→ **Request**:
Lines holding the string "screenshot" are the ones to copy; find them all in the data.

→ **Input records**:
--- start ---

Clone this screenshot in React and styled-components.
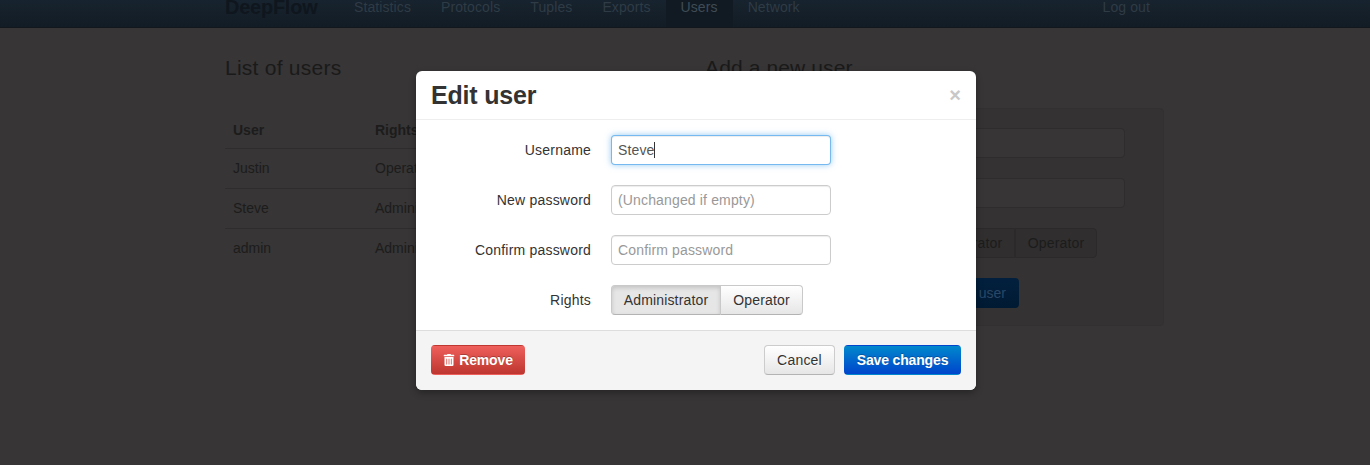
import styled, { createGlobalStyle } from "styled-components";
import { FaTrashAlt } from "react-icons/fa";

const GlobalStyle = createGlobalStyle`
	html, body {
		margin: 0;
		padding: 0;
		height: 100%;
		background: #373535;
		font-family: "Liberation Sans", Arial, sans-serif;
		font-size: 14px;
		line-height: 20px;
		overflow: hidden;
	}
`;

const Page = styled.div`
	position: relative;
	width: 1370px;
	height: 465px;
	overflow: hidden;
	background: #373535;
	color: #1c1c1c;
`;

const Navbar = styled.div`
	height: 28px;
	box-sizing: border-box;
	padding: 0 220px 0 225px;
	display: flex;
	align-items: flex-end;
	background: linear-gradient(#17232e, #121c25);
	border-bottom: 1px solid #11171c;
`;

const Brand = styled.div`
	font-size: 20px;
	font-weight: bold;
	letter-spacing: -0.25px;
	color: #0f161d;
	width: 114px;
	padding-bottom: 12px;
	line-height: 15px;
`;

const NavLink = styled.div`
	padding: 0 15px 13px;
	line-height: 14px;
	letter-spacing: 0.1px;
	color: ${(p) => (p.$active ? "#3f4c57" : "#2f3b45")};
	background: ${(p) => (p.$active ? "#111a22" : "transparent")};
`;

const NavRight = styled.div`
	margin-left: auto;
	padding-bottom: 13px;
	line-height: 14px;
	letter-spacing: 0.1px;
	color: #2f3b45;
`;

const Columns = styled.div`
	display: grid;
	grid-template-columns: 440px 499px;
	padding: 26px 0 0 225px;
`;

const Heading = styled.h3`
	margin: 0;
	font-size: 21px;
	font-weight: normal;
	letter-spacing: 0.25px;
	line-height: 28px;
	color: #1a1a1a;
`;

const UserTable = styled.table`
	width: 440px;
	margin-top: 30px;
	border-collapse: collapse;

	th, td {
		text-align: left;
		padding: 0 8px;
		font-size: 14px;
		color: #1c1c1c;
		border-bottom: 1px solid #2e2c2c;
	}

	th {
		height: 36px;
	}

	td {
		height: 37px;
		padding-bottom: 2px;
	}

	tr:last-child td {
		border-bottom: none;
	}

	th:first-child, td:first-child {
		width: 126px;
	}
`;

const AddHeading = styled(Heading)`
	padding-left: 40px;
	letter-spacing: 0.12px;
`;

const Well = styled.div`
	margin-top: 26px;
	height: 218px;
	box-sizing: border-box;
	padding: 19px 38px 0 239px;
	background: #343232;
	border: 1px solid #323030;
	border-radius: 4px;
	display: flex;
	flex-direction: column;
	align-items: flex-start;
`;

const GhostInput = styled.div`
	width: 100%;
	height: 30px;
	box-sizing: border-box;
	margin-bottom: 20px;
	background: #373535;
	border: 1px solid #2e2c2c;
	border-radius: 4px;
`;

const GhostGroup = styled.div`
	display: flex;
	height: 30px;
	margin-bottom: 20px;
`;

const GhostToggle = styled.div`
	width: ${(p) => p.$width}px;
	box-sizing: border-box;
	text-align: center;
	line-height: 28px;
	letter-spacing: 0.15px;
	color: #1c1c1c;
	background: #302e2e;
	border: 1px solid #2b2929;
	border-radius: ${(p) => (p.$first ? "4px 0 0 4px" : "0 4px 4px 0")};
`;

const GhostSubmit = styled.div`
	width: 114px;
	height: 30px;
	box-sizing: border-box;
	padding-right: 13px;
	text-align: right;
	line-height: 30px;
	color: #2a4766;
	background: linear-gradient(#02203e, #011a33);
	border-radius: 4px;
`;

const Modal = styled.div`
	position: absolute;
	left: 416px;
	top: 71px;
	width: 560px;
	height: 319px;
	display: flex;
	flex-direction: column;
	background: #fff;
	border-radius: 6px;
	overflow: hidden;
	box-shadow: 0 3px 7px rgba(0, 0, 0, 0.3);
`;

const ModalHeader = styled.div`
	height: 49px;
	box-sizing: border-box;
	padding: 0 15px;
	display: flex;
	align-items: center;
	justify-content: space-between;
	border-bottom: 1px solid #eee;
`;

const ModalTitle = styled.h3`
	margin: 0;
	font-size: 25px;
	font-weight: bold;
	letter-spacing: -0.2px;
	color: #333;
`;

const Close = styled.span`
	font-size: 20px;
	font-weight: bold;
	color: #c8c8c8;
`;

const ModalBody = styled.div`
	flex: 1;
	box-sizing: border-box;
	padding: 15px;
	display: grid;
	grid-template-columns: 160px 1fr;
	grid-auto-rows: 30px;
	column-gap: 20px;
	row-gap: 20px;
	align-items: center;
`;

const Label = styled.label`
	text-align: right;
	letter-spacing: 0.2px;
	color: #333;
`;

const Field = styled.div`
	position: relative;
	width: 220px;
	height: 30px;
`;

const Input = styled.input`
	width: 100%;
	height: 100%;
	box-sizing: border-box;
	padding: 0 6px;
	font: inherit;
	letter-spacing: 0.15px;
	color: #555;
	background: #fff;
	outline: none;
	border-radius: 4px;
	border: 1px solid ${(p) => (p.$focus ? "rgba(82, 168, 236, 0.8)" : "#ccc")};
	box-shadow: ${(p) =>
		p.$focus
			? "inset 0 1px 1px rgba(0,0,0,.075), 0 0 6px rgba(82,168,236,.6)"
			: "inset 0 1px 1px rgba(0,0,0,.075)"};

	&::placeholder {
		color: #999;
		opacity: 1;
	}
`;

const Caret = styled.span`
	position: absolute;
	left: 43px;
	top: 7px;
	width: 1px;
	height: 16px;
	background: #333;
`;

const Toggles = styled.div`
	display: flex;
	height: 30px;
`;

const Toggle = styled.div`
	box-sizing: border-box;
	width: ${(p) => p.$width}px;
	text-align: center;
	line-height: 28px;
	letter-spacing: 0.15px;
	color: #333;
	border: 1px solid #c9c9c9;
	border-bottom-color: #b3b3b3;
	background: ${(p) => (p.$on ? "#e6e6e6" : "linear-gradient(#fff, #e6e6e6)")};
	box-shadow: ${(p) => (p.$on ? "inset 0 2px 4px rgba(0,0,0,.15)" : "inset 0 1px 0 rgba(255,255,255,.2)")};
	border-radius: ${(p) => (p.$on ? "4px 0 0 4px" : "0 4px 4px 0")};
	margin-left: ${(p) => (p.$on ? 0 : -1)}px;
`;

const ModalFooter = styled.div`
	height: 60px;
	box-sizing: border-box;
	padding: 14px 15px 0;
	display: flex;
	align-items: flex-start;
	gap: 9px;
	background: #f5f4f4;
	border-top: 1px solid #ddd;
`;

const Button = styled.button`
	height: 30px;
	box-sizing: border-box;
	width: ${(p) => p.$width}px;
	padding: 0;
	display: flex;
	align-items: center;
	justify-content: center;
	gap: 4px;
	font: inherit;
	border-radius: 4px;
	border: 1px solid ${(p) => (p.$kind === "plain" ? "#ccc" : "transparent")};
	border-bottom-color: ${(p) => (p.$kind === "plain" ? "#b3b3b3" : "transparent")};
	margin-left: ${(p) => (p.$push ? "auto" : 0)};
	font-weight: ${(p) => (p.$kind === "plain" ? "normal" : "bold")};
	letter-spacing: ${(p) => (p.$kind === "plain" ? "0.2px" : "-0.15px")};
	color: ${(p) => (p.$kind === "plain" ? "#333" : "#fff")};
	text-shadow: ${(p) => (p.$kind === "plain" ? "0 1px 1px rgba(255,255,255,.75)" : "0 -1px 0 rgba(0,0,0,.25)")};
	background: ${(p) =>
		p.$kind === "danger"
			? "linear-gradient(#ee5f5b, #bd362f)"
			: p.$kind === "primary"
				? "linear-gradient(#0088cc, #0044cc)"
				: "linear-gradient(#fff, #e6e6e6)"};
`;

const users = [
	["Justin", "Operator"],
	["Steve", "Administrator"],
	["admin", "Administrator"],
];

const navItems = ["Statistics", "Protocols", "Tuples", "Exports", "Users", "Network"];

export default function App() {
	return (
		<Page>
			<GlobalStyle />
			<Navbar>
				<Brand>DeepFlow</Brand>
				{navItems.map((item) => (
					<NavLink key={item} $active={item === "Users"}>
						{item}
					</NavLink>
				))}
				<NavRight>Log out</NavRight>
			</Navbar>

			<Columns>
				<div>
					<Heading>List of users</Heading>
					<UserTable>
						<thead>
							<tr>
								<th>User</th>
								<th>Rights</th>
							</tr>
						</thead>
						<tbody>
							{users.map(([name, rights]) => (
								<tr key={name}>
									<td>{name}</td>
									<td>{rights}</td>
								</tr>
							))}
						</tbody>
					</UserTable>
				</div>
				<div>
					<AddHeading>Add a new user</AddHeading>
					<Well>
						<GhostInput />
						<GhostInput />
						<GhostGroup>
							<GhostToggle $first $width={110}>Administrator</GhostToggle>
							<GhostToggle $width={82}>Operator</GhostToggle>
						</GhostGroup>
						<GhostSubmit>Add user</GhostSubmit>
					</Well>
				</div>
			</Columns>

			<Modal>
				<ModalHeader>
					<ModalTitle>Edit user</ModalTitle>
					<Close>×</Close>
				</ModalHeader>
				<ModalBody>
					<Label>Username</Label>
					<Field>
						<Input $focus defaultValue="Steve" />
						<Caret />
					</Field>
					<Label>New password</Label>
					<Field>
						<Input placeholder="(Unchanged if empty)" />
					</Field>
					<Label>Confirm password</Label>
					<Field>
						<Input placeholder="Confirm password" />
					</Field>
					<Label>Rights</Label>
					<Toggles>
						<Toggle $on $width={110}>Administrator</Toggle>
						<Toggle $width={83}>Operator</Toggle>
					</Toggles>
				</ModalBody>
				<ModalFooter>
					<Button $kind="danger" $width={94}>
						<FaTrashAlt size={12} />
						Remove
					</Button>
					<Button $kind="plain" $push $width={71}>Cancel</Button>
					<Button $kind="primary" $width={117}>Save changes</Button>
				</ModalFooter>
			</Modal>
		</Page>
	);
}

--- end ---
--- start ---

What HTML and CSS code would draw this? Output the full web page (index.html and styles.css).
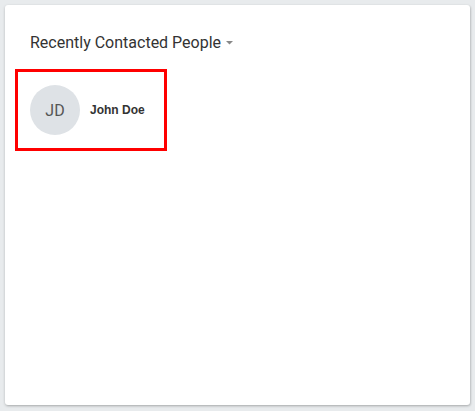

--- end ---
--- start ---

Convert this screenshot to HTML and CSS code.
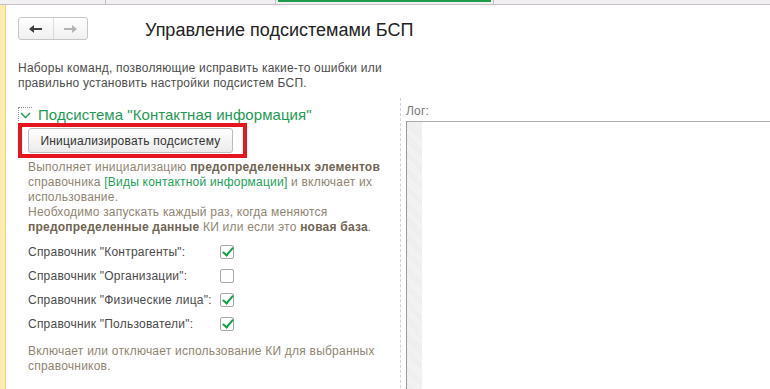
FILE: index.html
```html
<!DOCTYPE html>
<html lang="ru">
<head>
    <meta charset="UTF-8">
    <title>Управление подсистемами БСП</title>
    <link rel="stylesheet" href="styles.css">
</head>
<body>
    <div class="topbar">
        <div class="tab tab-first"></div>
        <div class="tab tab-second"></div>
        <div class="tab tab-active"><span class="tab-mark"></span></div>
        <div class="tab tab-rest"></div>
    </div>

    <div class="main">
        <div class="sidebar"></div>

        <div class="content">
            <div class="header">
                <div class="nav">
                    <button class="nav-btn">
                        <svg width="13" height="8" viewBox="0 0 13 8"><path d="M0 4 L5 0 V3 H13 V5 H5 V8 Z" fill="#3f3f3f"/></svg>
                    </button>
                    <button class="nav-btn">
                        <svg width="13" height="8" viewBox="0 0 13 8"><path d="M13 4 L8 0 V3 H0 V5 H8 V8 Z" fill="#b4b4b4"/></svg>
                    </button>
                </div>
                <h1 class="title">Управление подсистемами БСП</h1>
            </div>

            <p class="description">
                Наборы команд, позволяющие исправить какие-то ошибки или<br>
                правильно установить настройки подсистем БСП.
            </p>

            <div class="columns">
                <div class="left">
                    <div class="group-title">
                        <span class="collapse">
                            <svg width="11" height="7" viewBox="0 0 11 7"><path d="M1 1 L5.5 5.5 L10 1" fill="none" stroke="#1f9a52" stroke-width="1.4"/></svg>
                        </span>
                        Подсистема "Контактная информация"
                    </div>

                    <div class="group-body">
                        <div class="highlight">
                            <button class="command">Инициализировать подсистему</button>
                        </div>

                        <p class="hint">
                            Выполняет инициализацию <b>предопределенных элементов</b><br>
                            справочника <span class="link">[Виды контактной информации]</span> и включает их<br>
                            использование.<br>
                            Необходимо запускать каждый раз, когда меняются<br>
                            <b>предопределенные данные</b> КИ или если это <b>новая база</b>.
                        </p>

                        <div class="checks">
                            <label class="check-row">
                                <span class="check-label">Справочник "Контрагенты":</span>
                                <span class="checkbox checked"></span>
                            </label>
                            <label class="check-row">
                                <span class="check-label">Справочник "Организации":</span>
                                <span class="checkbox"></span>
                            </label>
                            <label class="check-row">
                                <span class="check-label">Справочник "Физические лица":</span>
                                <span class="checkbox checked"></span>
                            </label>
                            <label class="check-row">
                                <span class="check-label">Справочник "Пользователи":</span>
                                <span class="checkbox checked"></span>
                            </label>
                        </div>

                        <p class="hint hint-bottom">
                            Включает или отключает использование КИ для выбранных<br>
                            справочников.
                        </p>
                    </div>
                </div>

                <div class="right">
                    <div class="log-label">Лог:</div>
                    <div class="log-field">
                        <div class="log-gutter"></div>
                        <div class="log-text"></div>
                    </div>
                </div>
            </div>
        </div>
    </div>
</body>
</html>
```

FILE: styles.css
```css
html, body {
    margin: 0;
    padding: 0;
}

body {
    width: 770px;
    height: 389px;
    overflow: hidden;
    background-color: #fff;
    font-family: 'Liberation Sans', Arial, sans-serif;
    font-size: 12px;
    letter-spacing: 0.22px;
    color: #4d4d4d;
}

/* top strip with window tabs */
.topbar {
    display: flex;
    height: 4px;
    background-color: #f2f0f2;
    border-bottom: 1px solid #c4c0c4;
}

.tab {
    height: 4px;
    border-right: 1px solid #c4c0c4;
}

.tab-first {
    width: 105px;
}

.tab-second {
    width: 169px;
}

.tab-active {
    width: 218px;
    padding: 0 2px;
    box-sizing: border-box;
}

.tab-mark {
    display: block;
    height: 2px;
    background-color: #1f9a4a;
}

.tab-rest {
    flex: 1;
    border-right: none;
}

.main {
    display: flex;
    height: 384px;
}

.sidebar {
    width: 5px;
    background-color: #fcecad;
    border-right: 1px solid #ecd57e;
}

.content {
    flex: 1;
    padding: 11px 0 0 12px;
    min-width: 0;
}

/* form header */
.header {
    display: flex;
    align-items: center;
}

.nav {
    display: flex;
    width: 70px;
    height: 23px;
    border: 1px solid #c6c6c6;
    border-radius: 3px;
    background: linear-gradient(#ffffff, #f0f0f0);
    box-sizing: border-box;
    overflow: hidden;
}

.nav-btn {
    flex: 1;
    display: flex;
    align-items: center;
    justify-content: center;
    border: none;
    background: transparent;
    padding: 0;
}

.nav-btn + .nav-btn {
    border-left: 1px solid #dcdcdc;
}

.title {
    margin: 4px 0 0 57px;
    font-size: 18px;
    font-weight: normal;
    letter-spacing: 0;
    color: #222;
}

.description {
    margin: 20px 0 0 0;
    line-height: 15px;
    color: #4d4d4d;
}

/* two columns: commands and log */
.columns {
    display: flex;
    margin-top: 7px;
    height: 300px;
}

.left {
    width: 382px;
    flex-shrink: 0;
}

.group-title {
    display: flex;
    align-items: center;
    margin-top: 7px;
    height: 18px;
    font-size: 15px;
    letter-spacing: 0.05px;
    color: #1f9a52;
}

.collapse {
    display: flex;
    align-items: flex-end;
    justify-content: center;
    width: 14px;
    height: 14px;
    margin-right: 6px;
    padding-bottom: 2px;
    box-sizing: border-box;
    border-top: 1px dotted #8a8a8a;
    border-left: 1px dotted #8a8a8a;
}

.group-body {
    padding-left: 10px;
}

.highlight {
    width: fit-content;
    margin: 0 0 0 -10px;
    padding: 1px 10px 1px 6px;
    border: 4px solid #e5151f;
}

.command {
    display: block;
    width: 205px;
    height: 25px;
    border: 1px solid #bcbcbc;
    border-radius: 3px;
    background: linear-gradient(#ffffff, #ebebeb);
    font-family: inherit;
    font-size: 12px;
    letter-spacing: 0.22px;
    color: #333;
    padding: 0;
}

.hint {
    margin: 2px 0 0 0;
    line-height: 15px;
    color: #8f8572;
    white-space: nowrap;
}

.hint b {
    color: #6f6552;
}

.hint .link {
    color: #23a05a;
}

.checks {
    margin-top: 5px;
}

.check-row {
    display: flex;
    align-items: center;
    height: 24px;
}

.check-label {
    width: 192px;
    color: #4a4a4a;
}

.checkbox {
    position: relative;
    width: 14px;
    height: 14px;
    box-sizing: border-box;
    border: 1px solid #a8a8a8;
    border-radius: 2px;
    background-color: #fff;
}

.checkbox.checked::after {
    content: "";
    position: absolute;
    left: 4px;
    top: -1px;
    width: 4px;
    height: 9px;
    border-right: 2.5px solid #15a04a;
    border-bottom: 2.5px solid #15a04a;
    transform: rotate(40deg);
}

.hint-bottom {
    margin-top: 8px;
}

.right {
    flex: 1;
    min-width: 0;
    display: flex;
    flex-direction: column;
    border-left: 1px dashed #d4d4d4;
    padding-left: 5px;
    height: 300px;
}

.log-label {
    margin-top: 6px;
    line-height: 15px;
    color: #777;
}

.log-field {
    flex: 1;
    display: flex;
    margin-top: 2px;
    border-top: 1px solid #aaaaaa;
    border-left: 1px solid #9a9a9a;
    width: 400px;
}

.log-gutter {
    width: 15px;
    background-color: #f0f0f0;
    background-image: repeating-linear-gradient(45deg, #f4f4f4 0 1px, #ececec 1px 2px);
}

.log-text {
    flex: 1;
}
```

--- end ---

→ **Full answer**:
Clone this screenshot in React and styled-components.
Convert this screenshot to HTML and CSS code.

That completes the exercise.